### What the exercise asks
Go through the lines below and copy each one that holds the string "this".

━━━ Available data ━━━

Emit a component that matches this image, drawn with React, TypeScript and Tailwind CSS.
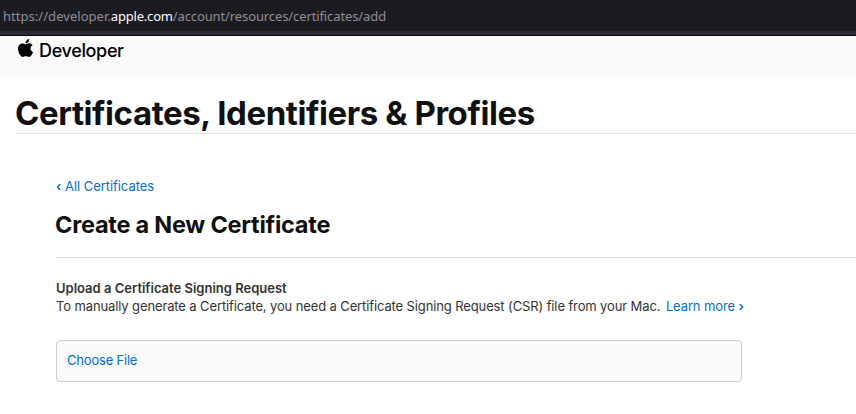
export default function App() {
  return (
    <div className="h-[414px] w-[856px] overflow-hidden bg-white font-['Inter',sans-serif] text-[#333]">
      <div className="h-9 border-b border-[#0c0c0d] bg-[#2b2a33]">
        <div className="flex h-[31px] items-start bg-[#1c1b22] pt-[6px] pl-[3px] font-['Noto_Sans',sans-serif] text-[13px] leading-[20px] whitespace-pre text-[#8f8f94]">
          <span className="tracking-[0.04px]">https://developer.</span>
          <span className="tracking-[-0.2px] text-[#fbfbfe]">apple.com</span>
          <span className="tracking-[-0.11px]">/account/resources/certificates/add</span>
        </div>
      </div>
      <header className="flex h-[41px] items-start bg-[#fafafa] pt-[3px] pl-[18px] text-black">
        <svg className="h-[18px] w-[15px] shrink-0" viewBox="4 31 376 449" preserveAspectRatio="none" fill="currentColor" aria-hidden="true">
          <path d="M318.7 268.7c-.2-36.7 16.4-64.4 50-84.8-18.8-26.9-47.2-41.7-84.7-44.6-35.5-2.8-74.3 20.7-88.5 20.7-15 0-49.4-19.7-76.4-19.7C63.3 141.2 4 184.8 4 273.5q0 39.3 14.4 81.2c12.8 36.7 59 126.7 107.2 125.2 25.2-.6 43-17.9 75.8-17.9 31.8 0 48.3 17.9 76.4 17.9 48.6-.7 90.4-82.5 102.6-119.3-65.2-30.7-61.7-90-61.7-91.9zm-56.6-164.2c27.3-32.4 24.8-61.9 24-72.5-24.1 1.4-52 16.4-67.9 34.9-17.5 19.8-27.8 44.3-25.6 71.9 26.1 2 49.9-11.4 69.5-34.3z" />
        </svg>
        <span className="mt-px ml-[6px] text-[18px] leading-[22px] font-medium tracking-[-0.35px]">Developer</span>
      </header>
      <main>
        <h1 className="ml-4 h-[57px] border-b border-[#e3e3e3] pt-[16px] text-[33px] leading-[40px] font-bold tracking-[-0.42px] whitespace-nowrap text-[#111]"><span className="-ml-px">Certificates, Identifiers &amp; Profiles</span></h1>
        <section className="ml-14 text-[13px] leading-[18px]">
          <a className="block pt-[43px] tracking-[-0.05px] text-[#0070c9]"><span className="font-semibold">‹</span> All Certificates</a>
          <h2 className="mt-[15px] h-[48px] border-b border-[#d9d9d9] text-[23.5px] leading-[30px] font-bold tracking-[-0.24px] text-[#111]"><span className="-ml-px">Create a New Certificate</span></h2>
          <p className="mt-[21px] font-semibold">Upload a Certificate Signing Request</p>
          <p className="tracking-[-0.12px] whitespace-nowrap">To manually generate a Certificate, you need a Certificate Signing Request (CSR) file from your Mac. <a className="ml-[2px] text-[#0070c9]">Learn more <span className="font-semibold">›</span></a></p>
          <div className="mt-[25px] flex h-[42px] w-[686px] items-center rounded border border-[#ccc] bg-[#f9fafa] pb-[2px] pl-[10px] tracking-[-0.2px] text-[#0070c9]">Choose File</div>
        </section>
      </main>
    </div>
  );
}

━━━
━━━ Available data ━━━

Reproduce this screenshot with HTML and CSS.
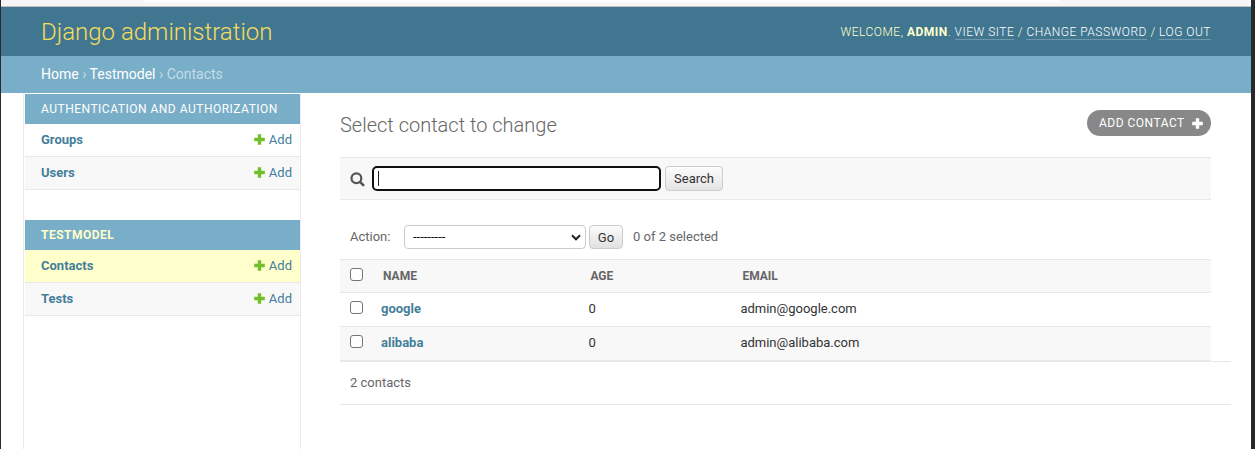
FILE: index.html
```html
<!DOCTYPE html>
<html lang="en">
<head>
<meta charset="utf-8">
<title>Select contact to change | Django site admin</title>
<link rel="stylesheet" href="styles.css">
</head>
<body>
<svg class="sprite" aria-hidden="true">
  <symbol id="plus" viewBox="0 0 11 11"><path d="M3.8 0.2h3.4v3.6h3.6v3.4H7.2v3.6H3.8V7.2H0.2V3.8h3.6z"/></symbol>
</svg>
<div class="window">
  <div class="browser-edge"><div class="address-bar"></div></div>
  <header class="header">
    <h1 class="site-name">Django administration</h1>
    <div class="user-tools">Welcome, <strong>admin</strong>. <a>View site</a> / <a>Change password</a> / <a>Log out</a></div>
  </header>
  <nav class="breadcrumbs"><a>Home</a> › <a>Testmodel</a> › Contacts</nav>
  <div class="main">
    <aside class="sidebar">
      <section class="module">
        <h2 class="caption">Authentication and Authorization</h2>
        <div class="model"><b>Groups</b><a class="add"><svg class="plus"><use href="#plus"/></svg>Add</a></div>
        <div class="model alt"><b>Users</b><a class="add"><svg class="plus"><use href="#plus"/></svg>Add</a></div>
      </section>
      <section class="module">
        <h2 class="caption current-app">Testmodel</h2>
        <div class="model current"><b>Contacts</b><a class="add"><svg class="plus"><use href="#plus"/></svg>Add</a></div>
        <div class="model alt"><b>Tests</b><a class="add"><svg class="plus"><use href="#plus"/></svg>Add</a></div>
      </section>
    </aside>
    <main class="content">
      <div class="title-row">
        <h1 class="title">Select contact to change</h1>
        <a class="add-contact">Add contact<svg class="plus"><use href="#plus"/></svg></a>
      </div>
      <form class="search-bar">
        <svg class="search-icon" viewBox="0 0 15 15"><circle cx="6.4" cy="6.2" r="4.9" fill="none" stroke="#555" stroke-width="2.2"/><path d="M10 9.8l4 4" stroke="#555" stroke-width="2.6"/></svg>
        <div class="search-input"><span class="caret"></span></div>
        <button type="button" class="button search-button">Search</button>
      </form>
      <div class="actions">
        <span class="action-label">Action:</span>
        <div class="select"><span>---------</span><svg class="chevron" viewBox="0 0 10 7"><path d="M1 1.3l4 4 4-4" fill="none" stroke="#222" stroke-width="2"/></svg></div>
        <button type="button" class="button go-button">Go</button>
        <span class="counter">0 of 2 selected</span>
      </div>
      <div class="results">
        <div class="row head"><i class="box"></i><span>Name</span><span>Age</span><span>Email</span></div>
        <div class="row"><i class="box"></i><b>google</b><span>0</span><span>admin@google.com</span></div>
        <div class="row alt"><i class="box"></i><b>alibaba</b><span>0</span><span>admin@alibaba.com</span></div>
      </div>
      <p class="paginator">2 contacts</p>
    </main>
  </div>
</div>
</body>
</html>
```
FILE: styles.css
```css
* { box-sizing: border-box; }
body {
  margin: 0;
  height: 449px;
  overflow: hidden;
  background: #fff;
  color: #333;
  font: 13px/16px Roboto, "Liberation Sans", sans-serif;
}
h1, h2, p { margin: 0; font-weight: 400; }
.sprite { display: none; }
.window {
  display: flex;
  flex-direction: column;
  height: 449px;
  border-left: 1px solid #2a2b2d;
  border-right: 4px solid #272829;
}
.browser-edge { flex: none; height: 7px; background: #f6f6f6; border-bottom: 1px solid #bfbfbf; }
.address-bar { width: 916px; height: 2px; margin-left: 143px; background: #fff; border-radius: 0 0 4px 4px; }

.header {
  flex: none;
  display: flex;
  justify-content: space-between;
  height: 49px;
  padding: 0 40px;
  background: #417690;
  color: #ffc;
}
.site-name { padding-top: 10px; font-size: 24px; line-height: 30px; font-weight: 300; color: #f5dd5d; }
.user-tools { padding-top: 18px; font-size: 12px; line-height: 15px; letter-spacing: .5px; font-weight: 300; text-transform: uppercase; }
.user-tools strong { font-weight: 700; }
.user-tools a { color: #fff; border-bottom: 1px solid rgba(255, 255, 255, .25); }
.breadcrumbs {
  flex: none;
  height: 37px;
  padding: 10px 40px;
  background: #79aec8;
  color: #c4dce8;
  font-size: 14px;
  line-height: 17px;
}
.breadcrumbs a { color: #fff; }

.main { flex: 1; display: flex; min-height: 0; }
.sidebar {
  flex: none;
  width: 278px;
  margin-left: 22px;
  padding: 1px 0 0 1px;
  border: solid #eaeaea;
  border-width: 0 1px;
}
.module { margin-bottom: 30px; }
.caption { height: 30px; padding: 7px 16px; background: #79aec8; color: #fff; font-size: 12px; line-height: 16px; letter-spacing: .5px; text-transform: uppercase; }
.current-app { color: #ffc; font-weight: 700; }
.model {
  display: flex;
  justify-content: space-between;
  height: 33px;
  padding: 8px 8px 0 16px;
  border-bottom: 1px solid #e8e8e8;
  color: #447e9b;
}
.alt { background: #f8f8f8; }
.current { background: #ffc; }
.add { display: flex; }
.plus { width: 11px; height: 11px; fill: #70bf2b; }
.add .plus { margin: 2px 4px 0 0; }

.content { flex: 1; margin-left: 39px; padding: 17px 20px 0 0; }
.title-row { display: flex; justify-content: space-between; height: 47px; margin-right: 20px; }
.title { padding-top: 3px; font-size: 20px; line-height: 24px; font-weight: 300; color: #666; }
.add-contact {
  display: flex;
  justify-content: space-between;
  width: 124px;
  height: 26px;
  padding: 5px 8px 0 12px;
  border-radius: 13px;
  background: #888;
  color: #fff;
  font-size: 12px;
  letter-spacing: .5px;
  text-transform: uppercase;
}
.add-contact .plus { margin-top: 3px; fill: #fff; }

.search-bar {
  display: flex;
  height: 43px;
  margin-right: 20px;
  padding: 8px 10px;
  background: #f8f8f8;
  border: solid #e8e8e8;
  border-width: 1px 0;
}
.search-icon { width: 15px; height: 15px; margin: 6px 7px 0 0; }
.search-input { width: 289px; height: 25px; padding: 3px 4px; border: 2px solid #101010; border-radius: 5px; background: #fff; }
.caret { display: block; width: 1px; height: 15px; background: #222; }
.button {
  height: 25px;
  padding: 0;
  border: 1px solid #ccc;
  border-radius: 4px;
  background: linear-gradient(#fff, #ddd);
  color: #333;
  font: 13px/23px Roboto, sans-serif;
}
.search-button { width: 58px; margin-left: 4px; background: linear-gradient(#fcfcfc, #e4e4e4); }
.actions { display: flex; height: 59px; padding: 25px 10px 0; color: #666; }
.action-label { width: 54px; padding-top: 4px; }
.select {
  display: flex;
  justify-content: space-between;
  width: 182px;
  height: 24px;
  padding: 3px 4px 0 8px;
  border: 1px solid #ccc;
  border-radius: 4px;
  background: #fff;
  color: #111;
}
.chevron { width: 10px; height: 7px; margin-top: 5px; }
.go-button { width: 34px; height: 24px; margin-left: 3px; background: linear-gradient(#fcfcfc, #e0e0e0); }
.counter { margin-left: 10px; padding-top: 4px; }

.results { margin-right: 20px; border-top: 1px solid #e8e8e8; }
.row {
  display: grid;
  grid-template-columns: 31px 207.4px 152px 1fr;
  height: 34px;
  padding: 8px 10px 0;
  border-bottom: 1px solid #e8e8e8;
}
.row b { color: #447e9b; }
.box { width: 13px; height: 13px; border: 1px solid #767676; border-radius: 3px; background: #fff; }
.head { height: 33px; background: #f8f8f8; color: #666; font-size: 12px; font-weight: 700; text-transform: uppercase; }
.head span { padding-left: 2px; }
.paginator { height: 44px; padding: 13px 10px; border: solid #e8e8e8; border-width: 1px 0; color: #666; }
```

━━━

### Full output
Emit a component that matches this image, drawn with React, TypeScript and Tailwind CSS.
Reproduce this screenshot with HTML and CSS.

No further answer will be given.